### Exercise description:
Report only how many lines of the entries below contain the string "index".

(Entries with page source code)
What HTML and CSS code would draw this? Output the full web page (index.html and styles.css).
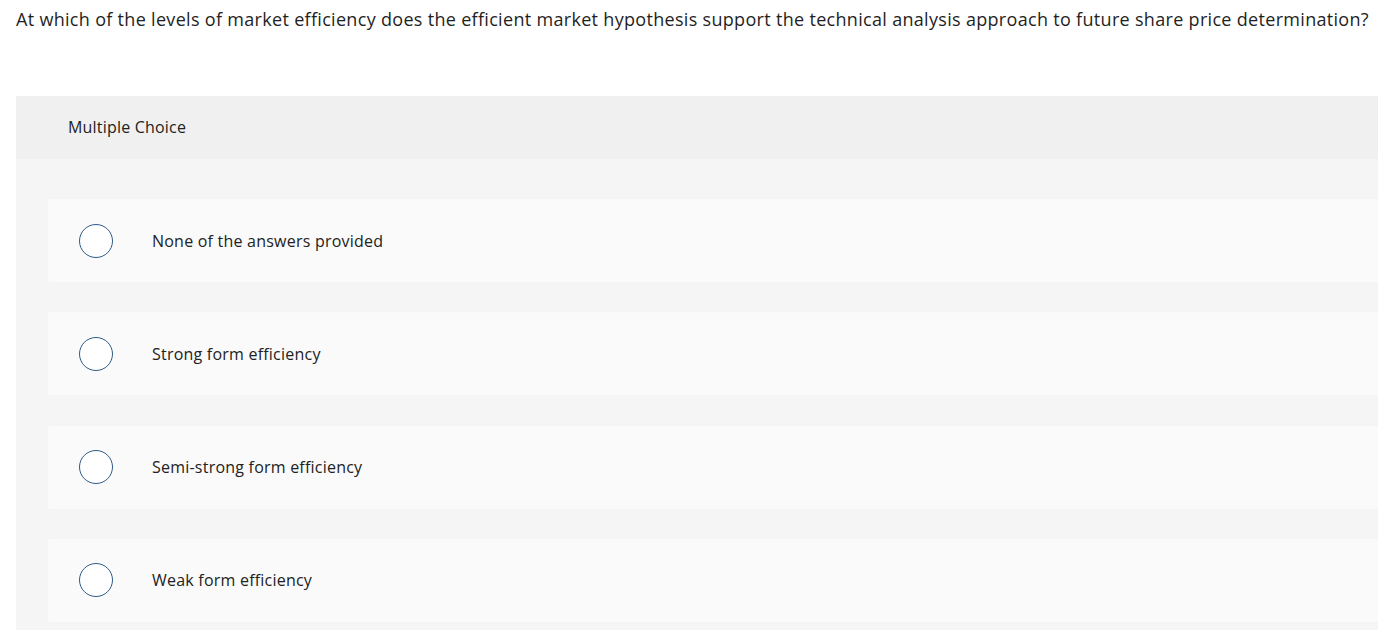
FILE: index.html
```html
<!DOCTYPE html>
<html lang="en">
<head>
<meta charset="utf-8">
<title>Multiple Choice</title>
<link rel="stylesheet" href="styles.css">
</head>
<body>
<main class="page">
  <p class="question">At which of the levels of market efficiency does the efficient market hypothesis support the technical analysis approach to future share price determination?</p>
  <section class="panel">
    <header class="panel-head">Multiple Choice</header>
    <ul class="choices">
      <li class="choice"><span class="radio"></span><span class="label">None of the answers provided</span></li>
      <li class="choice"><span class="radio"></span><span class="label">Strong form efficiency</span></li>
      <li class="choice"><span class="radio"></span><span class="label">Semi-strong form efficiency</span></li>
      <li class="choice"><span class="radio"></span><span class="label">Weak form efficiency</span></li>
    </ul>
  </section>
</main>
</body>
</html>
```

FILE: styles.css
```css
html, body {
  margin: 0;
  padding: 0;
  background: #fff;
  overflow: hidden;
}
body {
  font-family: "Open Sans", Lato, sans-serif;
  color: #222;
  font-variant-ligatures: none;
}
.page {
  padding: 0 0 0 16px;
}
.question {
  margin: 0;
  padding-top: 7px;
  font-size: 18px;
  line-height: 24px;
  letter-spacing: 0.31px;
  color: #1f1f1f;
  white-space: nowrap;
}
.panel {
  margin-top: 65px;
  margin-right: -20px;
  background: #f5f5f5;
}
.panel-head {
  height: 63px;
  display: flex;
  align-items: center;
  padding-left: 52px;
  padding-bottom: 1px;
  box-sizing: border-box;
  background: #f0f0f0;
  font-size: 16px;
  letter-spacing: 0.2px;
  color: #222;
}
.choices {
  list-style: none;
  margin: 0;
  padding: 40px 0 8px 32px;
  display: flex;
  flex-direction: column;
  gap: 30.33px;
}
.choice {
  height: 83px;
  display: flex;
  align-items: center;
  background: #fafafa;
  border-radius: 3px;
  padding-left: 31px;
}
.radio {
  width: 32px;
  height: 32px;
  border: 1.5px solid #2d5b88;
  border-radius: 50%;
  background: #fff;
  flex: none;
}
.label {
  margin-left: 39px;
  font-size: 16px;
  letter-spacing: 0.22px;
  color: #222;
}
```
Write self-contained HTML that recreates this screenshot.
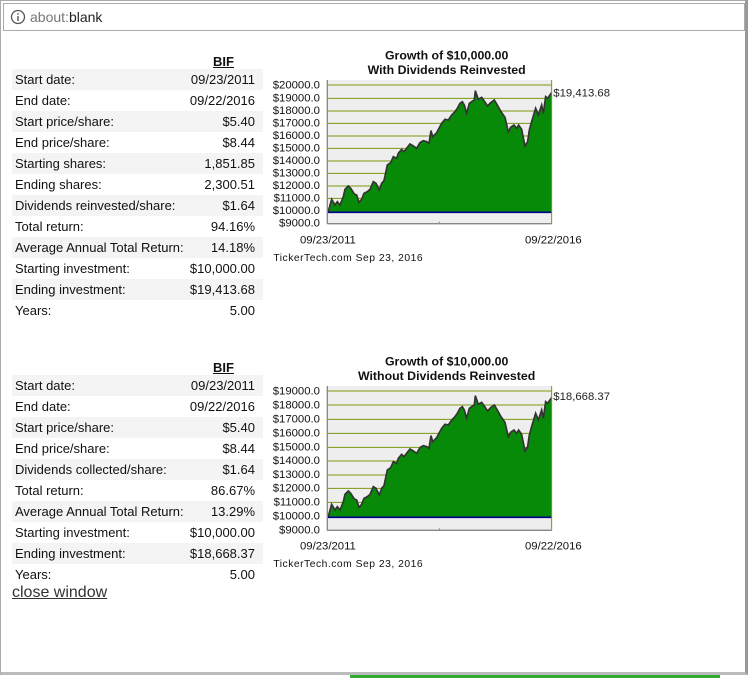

### Solution:
2